I'm one of the Visor engineers, and you've stated perfectly what many of our users are running into. In addition to creating these "good-lucking diagrams for executives" (which is time consuming in itself), people need to keep them up to date. So they waste so much time updating the raw Jira data that feeds their charts. If we could get all of that data, make it "live", and put it in a spreadsheet so you could roll it up in whatever way you want, making those diagrams becomes trivial!
Oh I agree with you. I don’t think I articulated this as well as I could, but it’s about what spreadsheets enable that tools like Jira don’t: the ability to easily access and manipulate data to create new kinds of output without requiring a 6 month dashboard building project.
I think this also highlights the major gap in good reporting functionality in these tools. If they made the data easier to work with in-product, the export would be unnecessary.

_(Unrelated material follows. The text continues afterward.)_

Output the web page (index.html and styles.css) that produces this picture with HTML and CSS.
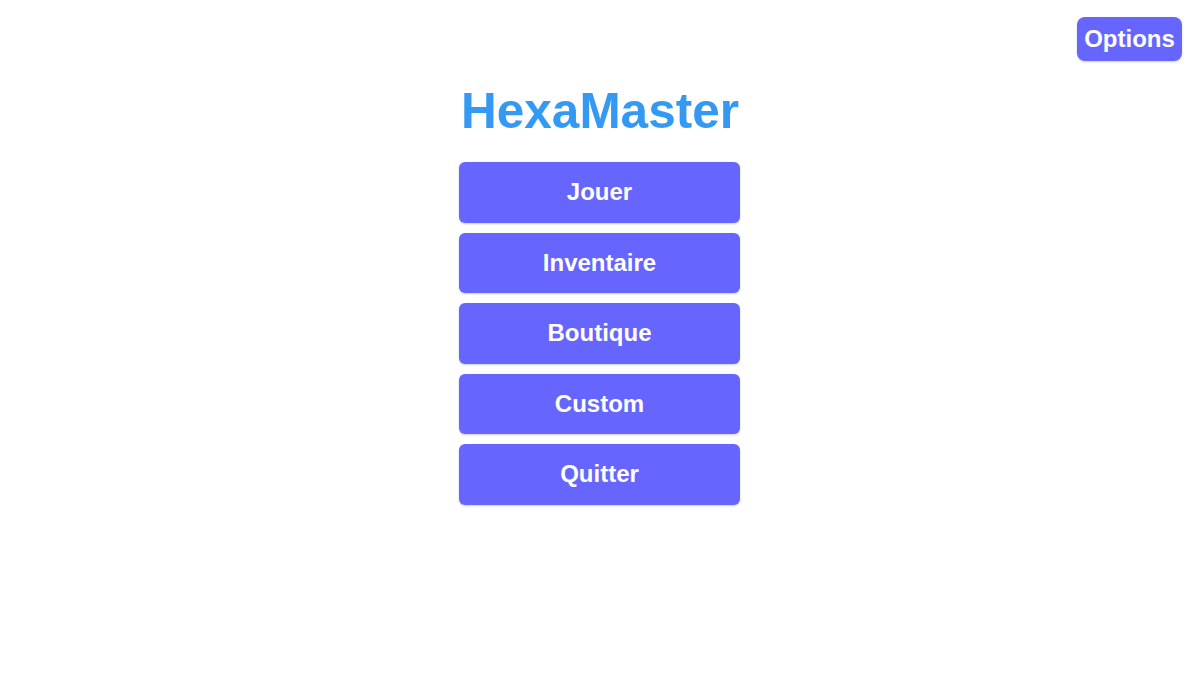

But such a reporting tool would need to be as flexible as Excel.
You both make good points. The issue is that the fitness of your source of truth often depends on the direction of your perspective. If its from top of the organization down then the messy granularity of a single QA testers workflow status snapshot is too much detail. But on the ground where the rubber meets the road it is noisier and team communication requires that flexible approach to detail.
These guys solve the problem where Jira is either positioned facing up (clean) or facing down (messy details) and doing your own translation is usually a complex time consuming and error prone API effort in comparison to live spreadsheet data you can produce (down) or consume (up) any way you like. Similar workflows on Make/Integromat or Zapier also help re-orienting the use case direction if you are allowed to connect them.
One emergent use case is that teams who can’t get all the fields they need added to Jira end up going around it to do their work. (The qa team, for example, may not have leverage to get a whole bunch of checkboxes added that reflect their process). Spreadsheets then become a place where their work happens, and Jira becomes the place they keep up to date to “communicate” with others.
A very high percentage of Visor users add custom columns to add context. This is data they create in the product that doesn't sync to Jira. So the workflow seems to go beyond unidirectional reporting.
It seems that no reporting tool is ever flexible enough to do that -- add custom columns to annotate, filter, and contextualize the report. Raw data is rarely "clean" enough and explanatory enough to just be exported into something for external consumption -- either via an exec or even externally to a different company (partner, client, etc.)
The original reasons people needed to move those spreadsheets into tools like Jira still exist.
I'm glad to see a product like this acknowledge that people want both:
a) The flexibility/speed of navigating spreadsheets
b) Centralizing that data for consumption by other people participating in the overall process
Jira and similar products seem to assume people moved away from spreadsheet because spreadsheets suck. This is not the whole story.